_What the task requires_. Drop every picture, then transcribe the remaining data exactly.

_Dataset section_.
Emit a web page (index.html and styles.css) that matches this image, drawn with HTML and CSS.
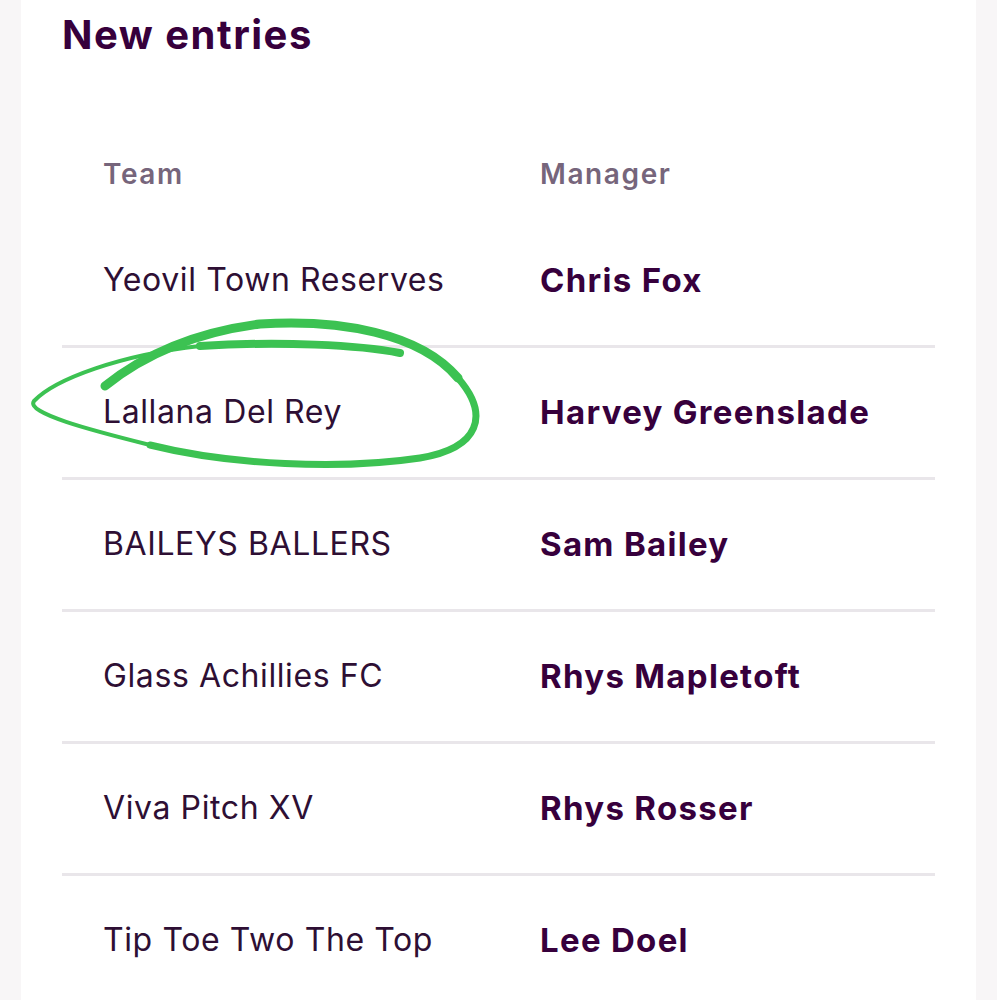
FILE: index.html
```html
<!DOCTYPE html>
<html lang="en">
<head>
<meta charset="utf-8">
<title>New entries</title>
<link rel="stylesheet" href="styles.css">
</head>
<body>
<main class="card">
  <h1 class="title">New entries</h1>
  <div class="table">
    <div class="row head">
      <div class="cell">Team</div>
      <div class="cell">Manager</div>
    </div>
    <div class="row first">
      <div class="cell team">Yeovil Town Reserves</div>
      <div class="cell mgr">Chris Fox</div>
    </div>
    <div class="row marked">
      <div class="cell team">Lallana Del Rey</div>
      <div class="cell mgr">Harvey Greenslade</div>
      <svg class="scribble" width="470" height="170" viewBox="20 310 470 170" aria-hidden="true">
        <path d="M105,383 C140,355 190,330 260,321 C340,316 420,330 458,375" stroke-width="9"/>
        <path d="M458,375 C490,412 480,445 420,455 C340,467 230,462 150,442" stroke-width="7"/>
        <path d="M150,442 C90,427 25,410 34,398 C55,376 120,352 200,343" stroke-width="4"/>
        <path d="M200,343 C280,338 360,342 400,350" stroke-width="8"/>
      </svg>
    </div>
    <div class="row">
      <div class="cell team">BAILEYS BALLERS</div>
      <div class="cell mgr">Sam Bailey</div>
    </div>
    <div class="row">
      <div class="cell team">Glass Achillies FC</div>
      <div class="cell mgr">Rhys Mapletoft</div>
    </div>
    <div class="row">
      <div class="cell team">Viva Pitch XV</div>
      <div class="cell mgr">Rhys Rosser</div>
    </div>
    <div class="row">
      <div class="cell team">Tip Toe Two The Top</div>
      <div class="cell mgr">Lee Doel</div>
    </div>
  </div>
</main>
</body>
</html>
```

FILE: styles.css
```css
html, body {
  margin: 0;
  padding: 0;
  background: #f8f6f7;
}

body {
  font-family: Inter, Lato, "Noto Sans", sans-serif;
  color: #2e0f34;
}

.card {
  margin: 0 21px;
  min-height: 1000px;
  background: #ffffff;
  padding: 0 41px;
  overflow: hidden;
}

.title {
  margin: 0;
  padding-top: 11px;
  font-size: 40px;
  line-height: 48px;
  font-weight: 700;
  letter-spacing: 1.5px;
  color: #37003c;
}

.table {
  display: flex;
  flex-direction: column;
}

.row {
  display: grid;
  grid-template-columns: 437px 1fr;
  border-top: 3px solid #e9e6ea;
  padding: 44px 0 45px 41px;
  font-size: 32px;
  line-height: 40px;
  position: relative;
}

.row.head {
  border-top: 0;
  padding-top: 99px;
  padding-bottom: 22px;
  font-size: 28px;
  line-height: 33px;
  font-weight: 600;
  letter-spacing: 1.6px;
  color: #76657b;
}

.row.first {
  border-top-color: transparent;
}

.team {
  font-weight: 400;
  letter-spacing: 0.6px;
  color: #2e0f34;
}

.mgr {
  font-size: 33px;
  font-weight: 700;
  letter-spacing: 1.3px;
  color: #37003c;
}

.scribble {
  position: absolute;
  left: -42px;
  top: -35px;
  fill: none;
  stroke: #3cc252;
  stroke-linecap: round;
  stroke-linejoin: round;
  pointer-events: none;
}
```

_Reply_.
Emit a web page (index.html and styles.css) that matches this image, drawn with HTML and CSS.
FILE: index.html
```html
<!DOCTYPE html>
<html lang="en">
<head>
<meta charset="utf-8">
<title>New entries</title>
<link rel="stylesheet" href="styles.css">
</head>
<body>
<main class="card">
  <h1 class="title">New entries</h1>
  <div class="table">
    <div class="row head">
      <div class="cell">Team</div>
      <div class="cell">Manager</div>
    </div>
    <div class="row first">
      <div class="cell team">Yeovil Town Reserves</div>
      <div class="cell mgr">Chris Fox</div>
    </div>
    <div class="row marked">
      <div class="cell team">Lallana Del Rey</div>
      <div class="cell mgr">Harvey Greenslade</div>
      <svg class="scribble" width="470" height="170" viewBox="20 310 470 170" aria-hidden="true">
        <path d="M105,383 C140,355 190,330 260,321 C340,316 420,330 458,375" stroke-width="9"/>
        <path d="M458,375 C490,412 480,445 420,455 C340,467 230,462 150,442" stroke-width="7"/>
        <path d="M150,442 C90,427 25,410 34,398 C55,376 120,352 200,343" stroke-width="4"/>
        <path d="M200,343 C280,338 360,342 400,350" stroke-width="8"/>
      </svg>
    </div>
    <div class="row">
      <div class="cell team">BAILEYS BALLERS</div>
      <div class="cell mgr">Sam Bailey</div>
    </div>
    <div class="row">
      <div class="cell team">Glass Achillies FC</div>
      <div class="cell mgr">Rhys Mapletoft</div>
    </div>
    <div class="row">
      <div class="cell team">Viva Pitch XV</div>
      <div class="cell mgr">Rhys Rosser</div>
    </div>
    <div class="row">
      <div class="cell team">Tip Toe Two The Top</div>
      <div class="cell mgr">Lee Doel</div>
    </div>
  </div>
</main>
</body>
</html>
```

FILE: styles.css
```css
html, body {
  margin: 0;
  padding: 0;
  background: #f8f6f7;
}

body {
  font-family: Inter, Lato, "Noto Sans", sans-serif;
  color: #2e0f34;
}

.card {
  margin: 0 21px;
  min-height: 1000px;
  background: #ffffff;
  padding: 0 41px;
  overflow: hidden;
}

.title {
  margin: 0;
  padding-top: 11px;
  font-size: 40px;
  line-height: 48px;
  font-weight: 700;
  letter-spacing: 1.5px;
  color: #37003c;
}

.table {
  display: flex;
  flex-direction: column;
}

.row {
  display: grid;
  grid-template-columns: 437px 1fr;
  border-top: 3px solid #e9e6ea;
  padding: 44px 0 45px 41px;
  font-size: 32px;
  line-height: 40px;
  position: relative;
}

.row.head {
  border-top: 0;
  padding-top: 99px;
  padding-bottom: 22px;
  font-size: 28px;
  line-height: 33px;
  font-weight: 600;
  letter-spacing: 1.6px;
  color: #76657b;
}

.row.first {
  border-top-color: transparent;
}

.team {
  font-weight: 400;
  letter-spacing: 0.6px;
  color: #2e0f34;
}

.mgr {
  font-size: 33px;
  font-weight: 700;
  letter-spacing: 1.3px;
  color: #37003c;
}

.scribble {
  position: absolute;
  left: -42px;
  top: -35px;
  fill: none;
  stroke: #3cc252;
  stroke-linecap: round;
  stroke-linejoin: round;
  pointer-events: none;
}
```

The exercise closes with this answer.